#!/usr/bin/python
# -*- coding: utf-8 -*-

'''
This improved Wayback Machine Internet Archive archiving script has three modes:
1) It can save a page/document to the Wayback Machine (WBM) of the Internet Archive (IA)
2) It can retrieve the latest/newest archived version of a page from the WBM
3) It can retrieve the oldest/first archived version of a page from the WBM
In : URL of page e.g. https://www.kb.nl/annemarie-mol-geillustreerde-bibliografie
Out: URL to WBM snapshot: e.g. https://web.archive.org/web/DATETIMESTAMP/https://www.kb.nl/annemarie-mol-geillustreerde-bibliografie
The URLs to be processed are read from a .txt file, with 1 URL per line
The scripts uses https://pypi.org/project/waybackpy/ + https://github.com/akamhy/waybackpy/wiki/Python-package-docs
Notes:
27/11/2021:
* When archiving/saving pages (mode 1) : script seem to run rather stable due to improved error handling
* When archiving/saving pages (mode 1): script runs rather slow  (pm 3 minutes for 10 urls), this seems to be due to the
  processing speed of the WBM.
* .... 
'''

import csv 
import time
from waybackpy.exceptions import WaybackError
import waybackpy
from numpy import loadtxt



USER_AGENT = "Mozilla/5.0 (Windows NT 5.1; rv:40.0) Gecko/20100101 Firefox/40.0"
INFILE="url-inputlist.csv" # list of urls/pages that need archiving
OUTFILE="url-outputlist.csv" # list of archieved urls/pages. 

csvfile =  open(OUTFILE , "w", newline='\n', encoding='utf-8')
spamwriter = csv.writer(csvfile, dialect='excel', delimiter=';', quotechar='"', quoting=csv.QUOTE_MINIMAL)


urllist = loadtxt(INFILE, dtype=str, comments="#", delimiter="\n", encoding='utf-8')
for url in urllist:
    time.sleep(1)  # pause for 1 sec, not to overrequest the server.
# Choose longer times for archiving pdf and doc files, as the archiving software needs more time to read these docs than standard html pages
    

    wayback = waybackpy.Url(url, USER_AGENT)
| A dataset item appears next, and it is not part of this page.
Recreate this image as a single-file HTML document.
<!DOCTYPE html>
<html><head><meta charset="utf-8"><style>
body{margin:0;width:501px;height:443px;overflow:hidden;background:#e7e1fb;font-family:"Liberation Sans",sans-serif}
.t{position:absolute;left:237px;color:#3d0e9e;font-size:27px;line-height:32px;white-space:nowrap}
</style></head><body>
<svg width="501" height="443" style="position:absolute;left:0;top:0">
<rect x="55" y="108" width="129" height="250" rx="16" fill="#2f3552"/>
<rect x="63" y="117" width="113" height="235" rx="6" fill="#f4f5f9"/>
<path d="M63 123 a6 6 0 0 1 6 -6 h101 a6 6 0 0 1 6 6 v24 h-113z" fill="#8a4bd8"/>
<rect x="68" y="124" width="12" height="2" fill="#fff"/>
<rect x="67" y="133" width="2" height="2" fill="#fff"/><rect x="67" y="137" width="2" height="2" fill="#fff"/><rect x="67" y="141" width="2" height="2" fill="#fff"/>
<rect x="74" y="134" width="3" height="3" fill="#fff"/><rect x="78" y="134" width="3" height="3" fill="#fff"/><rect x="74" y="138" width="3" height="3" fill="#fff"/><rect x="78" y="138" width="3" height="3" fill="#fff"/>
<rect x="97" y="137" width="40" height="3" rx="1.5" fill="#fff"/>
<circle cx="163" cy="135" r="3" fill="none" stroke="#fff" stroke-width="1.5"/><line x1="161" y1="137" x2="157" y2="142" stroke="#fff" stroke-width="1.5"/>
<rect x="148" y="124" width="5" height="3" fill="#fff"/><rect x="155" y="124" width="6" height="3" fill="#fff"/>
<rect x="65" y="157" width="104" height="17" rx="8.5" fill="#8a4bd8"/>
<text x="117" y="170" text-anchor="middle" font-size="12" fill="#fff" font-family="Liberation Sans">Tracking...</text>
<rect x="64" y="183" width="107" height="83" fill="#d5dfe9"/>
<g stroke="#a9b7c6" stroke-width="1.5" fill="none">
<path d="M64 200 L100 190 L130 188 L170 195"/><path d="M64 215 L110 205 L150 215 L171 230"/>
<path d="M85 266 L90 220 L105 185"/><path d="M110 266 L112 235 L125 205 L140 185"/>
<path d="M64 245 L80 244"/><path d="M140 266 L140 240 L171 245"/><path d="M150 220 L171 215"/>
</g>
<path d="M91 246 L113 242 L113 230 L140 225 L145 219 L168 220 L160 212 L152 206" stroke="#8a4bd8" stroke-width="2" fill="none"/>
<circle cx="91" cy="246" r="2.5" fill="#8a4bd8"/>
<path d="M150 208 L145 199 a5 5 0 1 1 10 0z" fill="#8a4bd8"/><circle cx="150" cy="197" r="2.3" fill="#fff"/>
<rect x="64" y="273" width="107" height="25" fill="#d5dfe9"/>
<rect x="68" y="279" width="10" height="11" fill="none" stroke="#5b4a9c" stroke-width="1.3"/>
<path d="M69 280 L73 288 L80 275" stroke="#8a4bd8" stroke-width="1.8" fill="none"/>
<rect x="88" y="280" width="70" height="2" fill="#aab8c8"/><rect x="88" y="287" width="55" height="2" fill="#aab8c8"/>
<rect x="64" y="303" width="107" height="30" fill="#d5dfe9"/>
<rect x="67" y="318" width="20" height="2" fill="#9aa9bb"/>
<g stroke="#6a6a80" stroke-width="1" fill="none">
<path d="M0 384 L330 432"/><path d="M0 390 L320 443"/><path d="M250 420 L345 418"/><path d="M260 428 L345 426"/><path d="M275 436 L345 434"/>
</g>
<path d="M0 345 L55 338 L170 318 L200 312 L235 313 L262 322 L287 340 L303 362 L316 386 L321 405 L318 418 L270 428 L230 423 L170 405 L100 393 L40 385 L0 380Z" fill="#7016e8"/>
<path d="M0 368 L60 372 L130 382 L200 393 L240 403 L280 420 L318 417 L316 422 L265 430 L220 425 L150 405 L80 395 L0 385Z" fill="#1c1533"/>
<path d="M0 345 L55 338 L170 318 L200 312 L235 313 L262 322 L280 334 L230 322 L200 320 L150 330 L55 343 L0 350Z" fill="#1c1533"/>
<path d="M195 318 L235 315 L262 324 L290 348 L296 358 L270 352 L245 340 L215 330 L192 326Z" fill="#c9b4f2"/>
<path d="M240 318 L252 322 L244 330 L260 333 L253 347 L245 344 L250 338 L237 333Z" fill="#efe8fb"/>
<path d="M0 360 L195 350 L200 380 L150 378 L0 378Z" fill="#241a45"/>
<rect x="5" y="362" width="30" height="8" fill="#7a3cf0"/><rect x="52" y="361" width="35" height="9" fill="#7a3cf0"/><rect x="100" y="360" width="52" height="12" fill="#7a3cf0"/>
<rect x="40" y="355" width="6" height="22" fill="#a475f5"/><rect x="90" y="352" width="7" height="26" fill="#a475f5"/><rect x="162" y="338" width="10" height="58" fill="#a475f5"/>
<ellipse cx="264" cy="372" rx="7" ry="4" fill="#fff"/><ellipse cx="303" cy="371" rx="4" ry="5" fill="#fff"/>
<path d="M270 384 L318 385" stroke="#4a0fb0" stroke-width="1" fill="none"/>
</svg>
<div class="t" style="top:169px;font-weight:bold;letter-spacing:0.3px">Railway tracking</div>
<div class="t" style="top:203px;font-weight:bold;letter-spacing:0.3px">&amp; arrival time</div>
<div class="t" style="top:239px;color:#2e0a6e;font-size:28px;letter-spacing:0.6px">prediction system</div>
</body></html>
# MODE 1: Code for saving url/page
    try:
        archive = wayback.save()
        print(url,  archive.archive_url)
        spamwriter.writerow([url, archive.archive_url])
    except WaybackError as e:
        print(url,  "WaybackError - could not save page to WBM")
        spamwriter.writerow([url , "WaybackError - could not save page to IA"])
    except AttributeError as d:
        print(url,  "AttributeError - could not save page to IA")
        spamwriter.writerow([url, "AttributeError - could not save page to WBM"])

# MODE 2: Code for retrieving latest/newest version of page
#   try:
#       archive = wayback.newest()
#       print(url,  archive.archive_url)
#       spamwriter.writerow([url,  archive.archive_url)])
#   except WaybackError as e:
#       print(url,  "WaybackError - page not archived in WBM")
#       spamwriter.writerow([url,  "WaybackError - page not archived in WBM"])
#   except AttributeError as d:
#       print(url,  "AttributeError - page not archived in WBM")
#       spamwriter.writerow([url,  "AttributeError - page not archived in WBM"])

# MODE 3: Code for retrieving oldest/first version of url/page 
#  try:
#      archive = wayback.oldest()
#      print(url,  archive.archive_url)))
#      spamwriter.writerow([url,  archive.archive_url])
#  except WaybackError as e:
#      print(url,  "WaybackError - page not archived in WBM")
#      spamwriter.writerow([url,  "WaybackError - page not archived in WBM"])
#  except AttributeError as d:
#      print(url,  "AttributeError - page not archived in WBM")
#      spamwriter.writerow([url,  "AttributeError - page not archived in WBM"])